Brad and I had our friend Bobby over for dinner last night for two reasons - 1. so I could teach Bobby how to make balloon animals, and 2. so Brad and I could ask Bobby to be the officiant at our wedding next September. Brad and I met because of Bobby, who had organized the fundraiser at which Brad and I met for the first time. Bobby's married a few couples already as an "ordained minister", and Brad and I couldn't think of anyone more perfect to marry us. He's one of our favorite people, and we're so grateful to have him be such a key part of our wedding.
For appetizers, we snacked on a whole round of Boursin and rice crackers, because that might be our favorite combination ever, and roasted grapes with thyme, which is one of the easiest/more interesting appetizers you could make. We had roasted butternut squash soup and a simple roast chicken for dinner, with a cold lemon souffle for dessert. Oh, and wine. Lots of wine. Lots to celebrate!
|Bobby left our house like this after dinner, and went to a local bar for a nightcap, where he told me this look "went over like gangbusters" - obviously.|
ROAST CHICKEN (serves 4)
- 1 4-lb. chicken, giblets removed.
- Kosher salt & pepper
- Sage and Thyme leaves
1. Preheat oven to 450.
2. Remove the chicken's giblets, then rinse off the chicken and thoroughly pat dry inside and out. The drier the chicken, the less steam, which means more dry heat and a crispier chicken.

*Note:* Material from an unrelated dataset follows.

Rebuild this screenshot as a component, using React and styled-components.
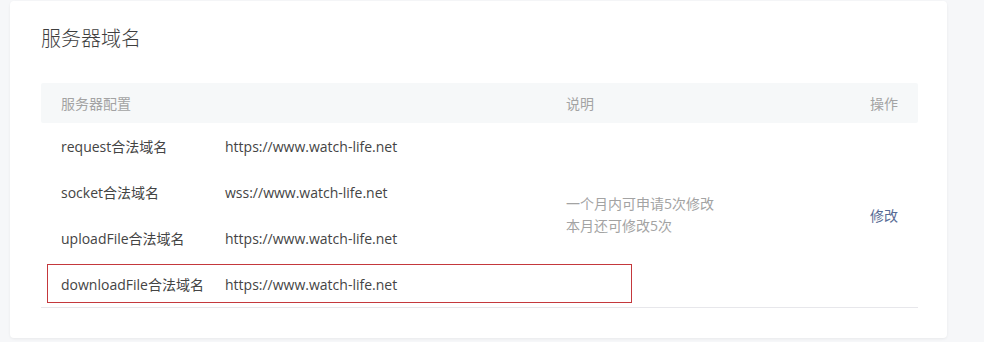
import React from "react";
import styled, { createGlobalStyle } from "styled-components";

const GlobalStyle = createGlobalStyle`
  html, body {
    margin: 0;
    padding: 0;
    background: #f6f7f9;
    font-family: "Open Sans", "Noto Sans CJK SC", sans-serif;
  }
`;

const domains = [
  { name: "request合法域名", url: "https://www.watch-life.net" },
  { name: "socket合法域名", url: "wss://www.watch-life.net" },
  { name: "uploadFile合法域名", url: "https://www.watch-life.net" },
  { name: "downloadFile合法域名", url: "https://www.watch-life.net", marked: true },
];

function App() {
  return (
    <>
      <GlobalStyle />
      <Page>
        <Card>
          <Title>服务器域名</Title>
          <Table>
            <HeadRow>
              <HeadCell>服务器配置</HeadCell>
              <HeadCell />
              <HeadCell>说明</HeadCell>
              <HeadCell $right>操作</HeadCell>
            </HeadRow>
            <Body>
              <Domains>
                {domains.map((d) => (
                  <DomainRow key={d.name} $marked={d.marked}>
                    <Label>{d.name}</Label>
                    <Url>{d.url}</Url>
                  </DomainRow>
                ))}
              </Domains>
              <Note>
                <div>一个月内可申请5次修改</div>
                <div>本月还可修改5次</div>
              </Note>
              <Action>修改</Action>
            </Body>
          </Table>
        </Card>
      </Page>
    </>
  );
}

const Page = styled.div`
  padding: 1px 37px 4px 10px;
`;

const Card = styled.div`
  background: #fff;
  border-radius: 4px;
  box-shadow: 0 1px 3px rgba(0, 0, 0, 0.06);
  height: 337px;
  box-sizing: border-box;
  padding: 24px 29px 0 31px;
`;

const Title = styled.h2`
  margin: 0 0 30px;
  font-size: 20px;
  line-height: 28px;
  font-weight: 300;
  color: #3e3e3e;
`;

const Table = styled.div`
  font-size: 14px;
  color: #444;
`;

const HeadRow = styled.div`
  display: grid;
  grid-template-columns: 164px 341px 1fr auto;
  align-items: center;
  height: 40px;
  padding: 0 20px;
  background: #f6f8f9;
  border-radius: 2px;
`;

const HeadCell = styled.div`
  color: #a3a3a3;
  text-align: ${(p) => (p.$right ? "right" : "left")};
`;

const Body = styled.div`
  display: grid;
  grid-template-columns: 505px 1fr auto;
  align-items: center;
  padding: 0 20px;
  border-bottom: 1px solid #e7e7eb;
`;

const Domains = styled.div`
  display: flex;
  flex-direction: column;
`;

const DomainRow = styled.div`
  position: relative;
  display: grid;
  grid-template-columns: 164px 1fr;
  align-items: center;
  height: 46px;
  &::after {
    content: "";
    display: ${(p) => (p.$marked ? "block" : "none")};
    position: absolute;
    left: -14px;
    top: 3px;
    width: 585px;
    height: 39px;
    box-sizing: border-box;
    border: 1px solid #c4383c;
  }
`;

const Label = styled.div`
  white-space: nowrap;
`;

const Url = styled.div`
  white-space: nowrap;
`;

const Note = styled.div`
  color: #a3a3a3;
  line-height: 22px;
`;

const Action = styled.a`
  color: #576b95;
  cursor: pointer;
`;

export default App;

3. Truss the chicken. There are a number of ways to do this, probably the simplest being to just tie the legs together against the breast. This helps keep the chicken juicy, and also helps it roast evenly. It also makes me want to be a vegetarian, EVERY TIME, because handling a whole chicken just icks me out. I kind of have to hustle through these couple of steps.
4. Loosen the skin away from the breast meat with your fingers. Arrange thyme sprigs and sage leaves underneath the skin layer for a little extra flavor. This is optional, but I really like it.
5. Place the chicken in a dutch oven (Le Creuset is perfect), salt and pepper the bird. Kosher salt should be rained over the chicken liberally - maybe 1/2 a tablespoon, and the same for pepper.